If the chief of staff listens to anyone besides the President on foreign policy, it is Secretary of State Shultz. A self-effacing public servant, Shultz has managed to stabilize the State Department after the rocky reign of his predecessor, Haig. But Shultz is an incrementalist, not a global visionary. He sees his job as chipping away at the ice encrusting U.S.-Soviet relations, not ushering in a new age of East-West understanding. As an Atlanticist, he views the summit as a way to defuse tensions in NATO by reassuring U.S. allies that the U.S. is serious about arms control. He is a moderate only in comparison with the Pentagon hard-liners. By ordinary standards, he is conservative and leery of the Soviets. "Shultz has never been one to lead the charge to change Ronald Reagan's mind," says one State Department official.

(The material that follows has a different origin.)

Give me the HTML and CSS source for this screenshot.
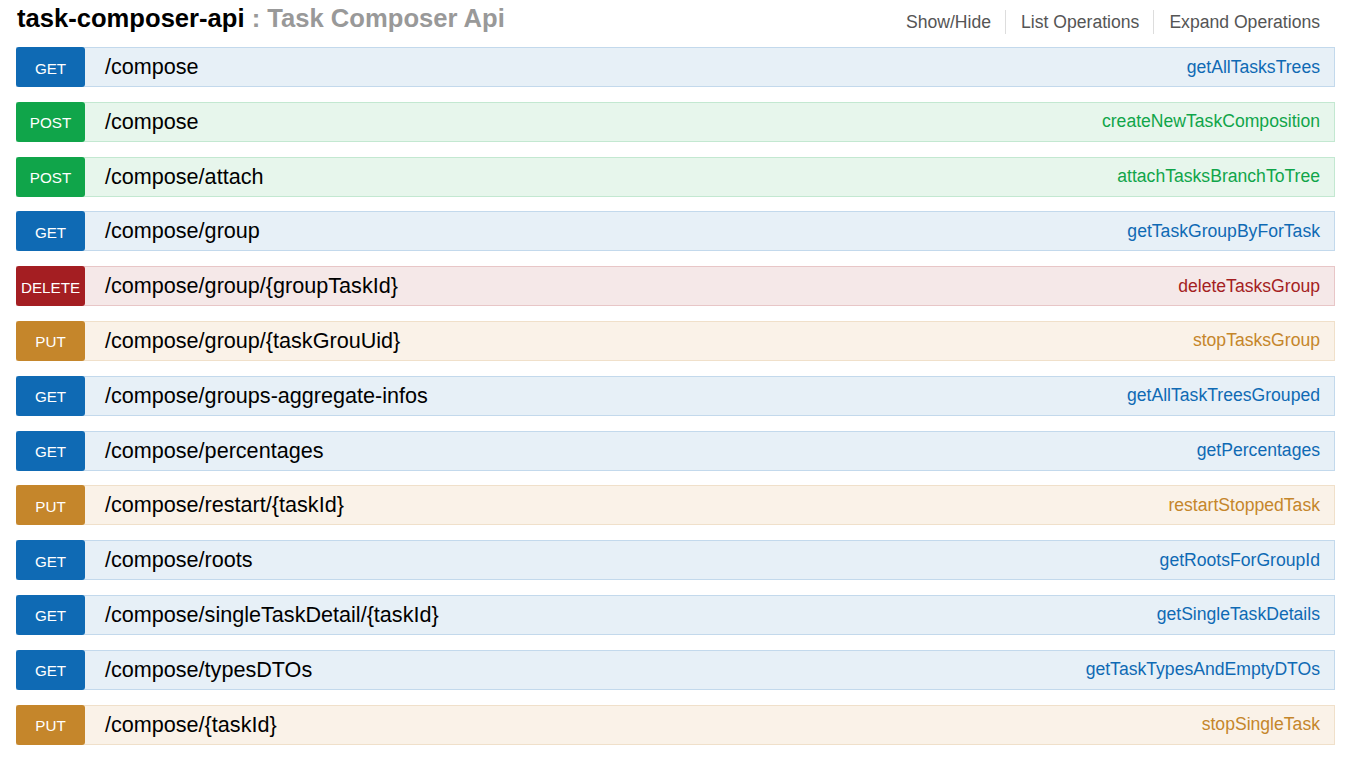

Defense Secretary Weinberger claims to support verifiable arms control. But his pronouncements have served to slow down the negotiating process and threaten to derail it altogether. Weinberger's idee fixe is the need to rearm America. He seems almost obsessed with preventing the Soviets from gaining any further strategic edge. His ally and instructor in this crusade is Assistant Secretary of Defense Richard Perle, a veteran nuclear expert who has repeatedly used well-crafted arguments and detailed knowledge of the superpowers' doomsday stockpiles to block the Administration from making any offer the Soviets might actually accept. Together, Weinberger and Perle managed to slip some barbs into the U.S. counterproposal tabled in Geneva a fortnight ago. These include proposing a ban on mobile missiles that would require scrapping the Soviets' SS-24s and new SS-25s in exchange for canceling development of the U.S. Midgetman. At the same time, they have framed support for SDI as a test of loyalty to the Administration, skillfully chilling whatever desire McFarlane or Shultz might have to press Reagan on arms control.

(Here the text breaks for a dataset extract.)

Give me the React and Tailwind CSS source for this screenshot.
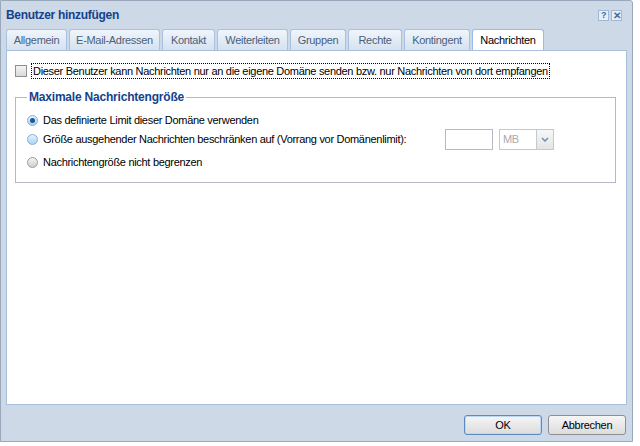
import React from "react";

const tabs = ["Allgemein","E-Mail-Adressen","Kontakt","Weiterleiten","Gruppen","Rechte","Kontingent","Nachrichten"];
const widths = [61,91,53,71,56,54,66,72];

function Radio({ checked, light }) {
  return (
    <span className={`relative inline-block shrink-0 w-[11px] h-[11px] rounded-full border ${light ? "border-[#7fb0d8] bg-gradient-to-b from-[#e6f4ff] to-[#a9d3f2]" : "border-[#9a9a9a] bg-gradient-to-b from-[#f4f4f4] to-[#cfcfcf]"}`}>
      {checked && <span className="absolute left-[2px] top-[2px] w-[5px] h-[5px] rounded-full bg-[#1d5a93]" />}
    </span>
  );
}

export default function App() {
  return (
    <div className="w-[640px] h-[446px] bg-white whitespace-nowrap" style={{ fontFamily: "'Liberation Sans', Arial, sans-serif" }}>
      <div className="w-[633px] h-[442px] bg-[#ced9e7] border border-[#99a8bb] rounded-tr-[3px] flex flex-col text-[11px] tracking-[-0.3px] text-black">
        <div className="h-[28px] flex items-center justify-between pl-[5px] pr-[10px]">
          <span className="font-bold text-[12px] tracking-[-0.3px] text-[#15428b]">Benutzer hinzufügen</span>
          <div className="flex gap-[2px]">
            <span className="w-[11px] h-[11px] border border-[#9fb8d6] bg-[#e6eef8] text-[#3e6aa6] text-[9px] font-bold leading-[9px] flex items-center justify-center">?</span>
            <span className="w-[11px] h-[11px] border border-[#9fb8d6] bg-[#e6eef8] text-[#3e6aa6] text-[10px] font-bold leading-[9px] flex items-center justify-center">✕</span>
          </div>
        </div>
        <div className="flex pl-[5px] gap-[2px] h-[21px] items-end">
          {tabs.map((t, i) => {
            const active = i === tabs.length - 1;
            return (
              <div key={t} style={{ width: widths[i] }}
                className={`h-[21px] flex items-center justify-center border border-b-0 rounded-t-[3px] ${active ? "bg-white border-[#99bbe8] text-black" : "bg-gradient-to-b from-[#f0f5fb] to-[#d5e2f1] border-[#a8c1e0] text-[#4a5f7a]"}`}>
                {t}
              </div>
            );
          })}
        </div>
        <div className="mx-[5px] w-[621px] h-[355px] bg-white border border-[#a8c0dc] pt-[12px] pl-[8px]">
          <div className="flex items-center gap-[4px] h-[16px]">
            <span className="w-[12px] h-[12px] border border-[#8e8f8f] bg-gradient-to-b from-[#f4f4f4] to-[#dadada]" />
            <span className="border border-dotted border-black px-[1px] leading-[14px]">Dieser Benutzer kann Nachrichten nur an die eigene Domäne senden bzw. nur Nachrichten von dort empfangen</span>
          </div>
          <fieldset className="mt-[9px] w-[601px] h-[95px] border border-[#b5b8c8] pl-[11px] pr-0 pb-0 pt-0">
            <legend className="px-[2px] font-bold text-[#15428b] text-[12px] tracking-[-0.2px]">Maximale Nachrichtengröße</legend>
            <div className="flex flex-col pt-[6px]">
              <div className="flex items-center gap-[5px] h-[16px]">
                <Radio checked light />
                <span>Das definierte Limit dieser Domäne verwenden</span>
              </div>
              <div className="flex items-center gap-[5px] h-[22px] mt-[0px]">
                <Radio light />
                <span className="w-[397px]">Größe ausgehender Nachrichten beschränken auf (Vorrang vor Domänenlimit):</span>
                <span className="w-[48px] h-[21px] border border-[#b5b8c8] bg-white" />
                <span className="ml-[1px] w-[55px] h-[21px] border border-[#c4c8d0] bg-white flex items-center">
                  <span className="flex-1 pl-[3px] text-[#aaaaaa]">MB</span>
                  <span className="w-[17px] h-full border-l border-[#c4c8d0] bg-gradient-to-b from-[#f7f7f7] to-[#e4e4e4] flex items-center justify-center">
                    <svg width="8" height="5" viewBox="0 0 8 5"><path d="M1 1 L4 4 L7 1" stroke="#6d8fb5" strokeWidth="1.5" fill="none" /></svg>
                  </span>
                </span>
              </div>
              <div className="flex items-center gap-[5px] h-[16px] mt-[4px]">
                <Radio />
                <span>Nachrichtengröße nicht begrenzen</span>
              </div>
            </div>
          </fieldset>
        </div>
        <div className="flex justify-end gap-[6px] pr-[6px] pt-[10px]">
          <button className="w-[78px] h-[20px] border border-[#5d8ac1] rounded-[3px] bg-gradient-to-b from-[#f6f6f6] to-[#dcdcdc] text-[11px] shadow-[inset_0_0_0_1px_#bdd6f2]">OK</button>
          <button className="w-[78px] h-[20px] border border-[#8f8f8f] rounded-[3px] bg-gradient-to-b from-[#f6f6f6] to-[#dcdcdc] text-[11px]">Abbrechen</button>
        </div>
      </div>
    </div>
  );
}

Fearful that Weinberger's presence in Geneva would doom any chance of a deal, Shultz, Regan and MacFarlane managed to keep him off the summit team, despite the Defense Secretary's fervent pleas to the President. The White House is trying to muzzle Perle as well, last week vetoing his appearance on West European TV lest he make some impolitic remarks. Nonetheless, either Perle or his equally hard-line superior at the Pentagon, Under Secretary of Defense Fred Ikle, is likely to go to Geneva in a backup role. Even from a remote perch, the Defense Department hawks are sure to be vigilant.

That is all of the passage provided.